Preto, pobre e suburbano

Esse aqui é o cotidiano de um simples jornalista carioca que mora e circula pra cima e pra baixo na cidade de São Sebastião do Rio de Janeiro. Mas acaba sempre voltando pra a base, em Bangu - terra onde só os fortes sobrevivem pq é longe pra burro e tem que ter saco pra aturar as idas e vindas...

quinta-feira, novembro 03, 2005

Kelly Key?? Na van??

Dia desses, melhor dizendo, madrugada dessas, voltava eu pra casa. Estava pelos lados da Tijuca, onde passa o 607 (Rio Comprido-Cascadura), um coletivo q roda toda a noite, mas é murrinha q só.
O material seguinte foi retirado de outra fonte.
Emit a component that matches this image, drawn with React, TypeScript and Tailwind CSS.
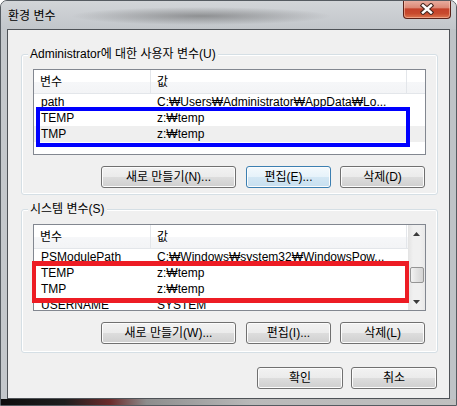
import React from "react";

const btnBase =
  "flex h-[22px] items-center justify-center rounded-[3px] border text-[12px] text-black shadow-[inset_0_0_0_1px_#fcfcfc]";
const btnNormal =
  "border-[#707070] bg-[linear-gradient(#f2f2f2_0%,#ebebeb_49%,#dddddd_50%,#cfcfcf_100%)]";
const btnDefault =
  "border-[#3c7fb1] bg-[linear-gradient(#f3f9fd_0%,#e6f2fa_49%,#d3e7f4_50%,#c7dfef_100%)] shadow-[inset_0_0_0_1px_#c5e9fb]";

function Btn({ label, className, primary }: { label: string; className: string; primary?: boolean }) {
  return <div className={`${btnBase} ${primary ? btnDefault : btnNormal} ${className}`}>{label}</div>;
}

function Row({ name, value, gray }: { name: string; value: string; gray?: boolean }) {
  return (
    <div className={`flex h-[16px] shrink-0 items-center whitespace-nowrap ${gray ? "bg-[#efefef]" : "bg-white"}`}>
      <div className="w-[117px] shrink-0 overflow-hidden pl-[7px]">{name}</div>
      <div className="w-[256px] shrink-0 overflow-hidden pl-[6px]">{value}</div>
    </div>
  );
}

function Header({ extra }: { extra: boolean }) {
  return (
    <div className="flex h-[24px] shrink-0 border-b border-[#e3e6ea] bg-[linear-gradient(#ffffff_0%,#ffffff_50%,#f6f7f9_51%,#f3f4f6_100%)]">
      <div className="flex w-[117px] shrink-0 items-center border-r border-[#e3e6ea] pl-[6px]">변수</div>
      <div className="flex w-[256px] shrink-0 items-center border-r border-[#e3e6ea] pl-[6px]">값</div>
      {extra && <div className="flex-1" />}
    </div>
  );
}

function GroupBox({ label, className, children }: { label: string; className: string; children: React.ReactNode }) {
  return (
    <div
      className={`relative mr-[11px] ml-[13px] flex flex-col rounded-[3px] border border-[#d5dfe5] shadow-[inset_0_0_0_1px_#ffffff] ${className}`}
    >
      <span className="absolute -top-[8px] left-[6px] bg-[#f0f0f0] px-[2px] leading-[14px]">{label}</span>
      {children}
    </div>
  );
}

export default function App() {
  return (
    <div className="h-[406px] w-[457px] overflow-hidden bg-white font-['Liberation_Sans','Noto_Sans_CJK_KR',sans-serif] text-[12px] text-black">
      <div className="flex h-full w-full flex-col overflow-hidden rounded-t-[7px] border border-[#555b61] bg-[linear-gradient(90deg,#c4c8cc_0%,#bfc3c7_100%)]">
        {/* title bar */}
        <div className="flex h-[28px] shrink-0 items-start bg-[radial-gradient(ellipse_130px_9px_at_200px_15px,rgba(70,70,70,0.45),rgba(70,70,70,0)),linear-gradient(#d2d5d8,#c2c6ca)]">
          <span className="mt-[8px] ml-[7px] leading-[14px]">환경 변수</span>
          <div className="mr-[5px] ml-auto flex h-[19px] w-[48px] -mt-px items-center justify-center rounded-b-[4px] border border-t-0 border-[#5b2219] bg-[linear-gradient(#e9b1a4_0%,#dc8a77_42%,#c4412a_50%,#c84a2d_75%,#dc7650_100%)] shadow-[inset_0_0_0_1px_rgba(255,210,190,0.5)]">
            <svg width="14" height="12" viewBox="0 0 14 12">
              <path d="M3 2.5 L11 9.5 M11 2.5 L3 9.5" stroke="#4a2a22" strokeWidth="4.6" strokeLinecap="square" />
              <path d="M3 2.5 L11 9.5 M11 2.5 L3 9.5" stroke="#ffffff" strokeWidth="2.4" strokeLinecap="square" />
            </svg>
          </div>
        </div>

        {/* client area */}
        <div className="mx-[6px] flex h-[370px] shrink-0 flex-col border border-[#4e5257] bg-[#f0f0f0]">
          <GroupBox label="Administrator에 대한 사용자 변수(U)" className="mt-[24px] h-[141px]">
            <div className="relative mt-[14px] ml-[11px] h-[86px] w-[393px] shrink-0">
              <div className="flex h-full flex-col overflow-hidden border border-[#828790] bg-white">
                <Header extra />
                <Row name="path" value="C:₩Users₩Administrator₩AppData₩Lo..." />
                <Row name="TEMP" value="z:₩temp" />
                <Row name="TMP" value="z:₩temp" gray />
              </div>
              <div className="absolute top-[38px] left-[3px] h-[40px] w-[374px] border-[4px] border-[#0000ff]" />
            </div>
            <div className="mt-[11px] flex justify-end pr-[12px]">
              <Btn label="새로 만들기(N)..." className="w-[135px]" />
              <Btn label="편집(E)..." className="ml-[10px] w-[85px]" primary />
              <Btn label="삭제(D)" className="ml-[9px] w-[85px]" />
            </div>
          </GroupBox>

          <GroupBox label="시스템 변수(S)" className="mt-[14px] h-[144px]">
            <div className="relative mt-[14px] ml-[11px] h-[87px] w-[393px] shrink-0">
              <div className="flex h-full overflow-hidden border border-[#828790] bg-white">
                <div className="flex min-w-0 flex-1 flex-col overflow-hidden">
                  <Header extra={false} />
                  <Row name="PSModulePath" value="C:₩Windows₩system32₩WindowsPow..." />
                  <Row name="TEMP" value="z:₩temp" />
                  <Row name="TMP" value="z:₩temp" />
                  <Row name="USERNAME" value="SYSTEM" />
                </div>
                {/* scrollbar */}
                <div className="flex w-[17px] shrink-0 flex-col bg-[linear-gradient(90deg,#e3e3e3,#f0f0f0_30%,#f0f0f0_70%,#e8e8e8)]">
                  <div className="flex h-[17px] items-center justify-center">
                    <svg width="7" height="4" viewBox="0 0 7 4">
                      <path d="M3.5 0 L7 4 L0 4 Z" fill="#3b3b3b" />
                    </svg>
                  </div>
                  <div className="mt-[25px] mr-[1px] ml-[2px] h-[16px] rounded-[2px] border border-[#959595] bg-[linear-gradient(90deg,#f2f2f2,#e2e2e2_50%,#d4d4d4)]" />
                  <div className="mt-auto flex h-[17px] items-center justify-center">
                    <svg width="7" height="4" viewBox="0 0 7 4">
                      <path d="M0 0 L7 0 L3.5 4 Z" fill="#3b3b3b" />
                    </svg>
                  </div>
                </div>
              </div>
              <div className="absolute top-[37px] -left-[1px] h-[42px] w-[377px] border-x-[4px] border-y-[5px] border-[#ed1c24]" />
            </div>
            <div className="mt-[11px] flex justify-end pr-[12px]">
              <Btn label="새로 만들기(W)..." className="w-[135px]" />
              <Btn label="편집(I)..." className="ml-[10px] w-[85px]" />
              <Btn label="삭제(L)" className="ml-[9px] w-[85px]" />
            </div>
          </GroupBox>

          <div className="mt-[14px] flex justify-end pr-[12px]">
            <Btn label="확인" className="w-[86px]" />
            <Btn label="취소" className="ml-[8px] w-[86px]" />
          </div>
        </div>

        {/* bottom frame */}
        <div className="flex-1 bg-[linear-gradient(90deg,#0d0d0d_0%,#1e1e1e_14%,#6b2b2b_24%,#8d8d8d_32%,#b9b9b9_55%,#c0c0c0_100%)]" />
      </div>
    </div>
  );
}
Tava um frio chatinho, acompanhando de uma chuva chataça. Foram quase trinta minutos pastando até o 607 passar. Ok. Passou. Subi. Tava quentinho lá dentro. Dormi super tranqüilo, abraçado à minha mochila. Quarenta minutos depois estava em Casacadura, ponto final, momento de descer. Teoricamente o ponto final do "meia bola sete" é sopa no mel. Três ônibus que servem pra mim partem dali. Mas como nem tudo é quentinho, sequinho e leva pra casa, NENHUM dos ônibus estava por lá. Zero coletivo.

Opção?

Apelar pras sinistras kombis e vans que fazem o trajeto.

Até então eu me mantinha de pé, embaixo de uma amendoeira que deixava filetes de água pingarem ajudando no desconforto. Tava lá, firme, tremendo de frio, mas firme. Tinha fé q um ônibus passasse e fizesse o carreto pra Bangu.

Aí, um negão que estava sentado na base da amendoeira como um Buda gritou: “Kelly Key, faz o carreto aí!. Vai até Campo Grande”

Uau. Imaginei a minha figura caminhando na direção da van ouvindo “vem meu cachorrinho q agora eu to mandando”.

Ok, pintou a van com a porta aberta e para dentro dela pulei. E aí pinta o personagem título desse pôste: Kelly Key.

Vem caminhando um negão com mais ou menos 1,90m de altura. Cabelo com tranças presos na altura do pescoço, vestindo camisa azul clara pólo que parecia ter uma bola ou mesmo uma barriga que parecia um globo, uma calça jeans absolutamente desbotada e calçava um par de havaianas pretas. O horror! O horror! Imagina a figura. Pois é, esse era Kelly Key...

Beleza. Podia ser quem fosse, queria mais é que me levasse para Bangu. E lá foi a van.

Em dado momento percebi um não muito agradável cheiro de comida dentro do veículo. Sabe aquele cheiro q começa a revolver o estômago? Tomava o interior da van no decorrer do caminho.

Olhadas meio discretas pra um lado, olhadas meio discretas pra outro... Qual era o furingudo que tava comendo ali dentro?!

Quando os olhos passam pelo volante... vejo um garfinho de plástico na mão direita de negão Kelly Key. Comecei a entender o q se acontecia...

O piloto figura dirigia o carro comendo. Vez por outra descia o garfinho de plástico e subia com algo espetado. Nesses momentos o cheirinho nada bom aumentava. Ele carregava algo parecido com um pratinho de alumínio com pedacinhos de carne e farofa, o famoso "surrasquinho com farófia".

Diliça de viagem.

No fim das contas foram quase duas horas pra percorrer um trajeto que, de Ervilhão – o foclórico Gol Bolinha – seria feito em trinta minutos. Salve a suburbanidade que me permite essas experiências.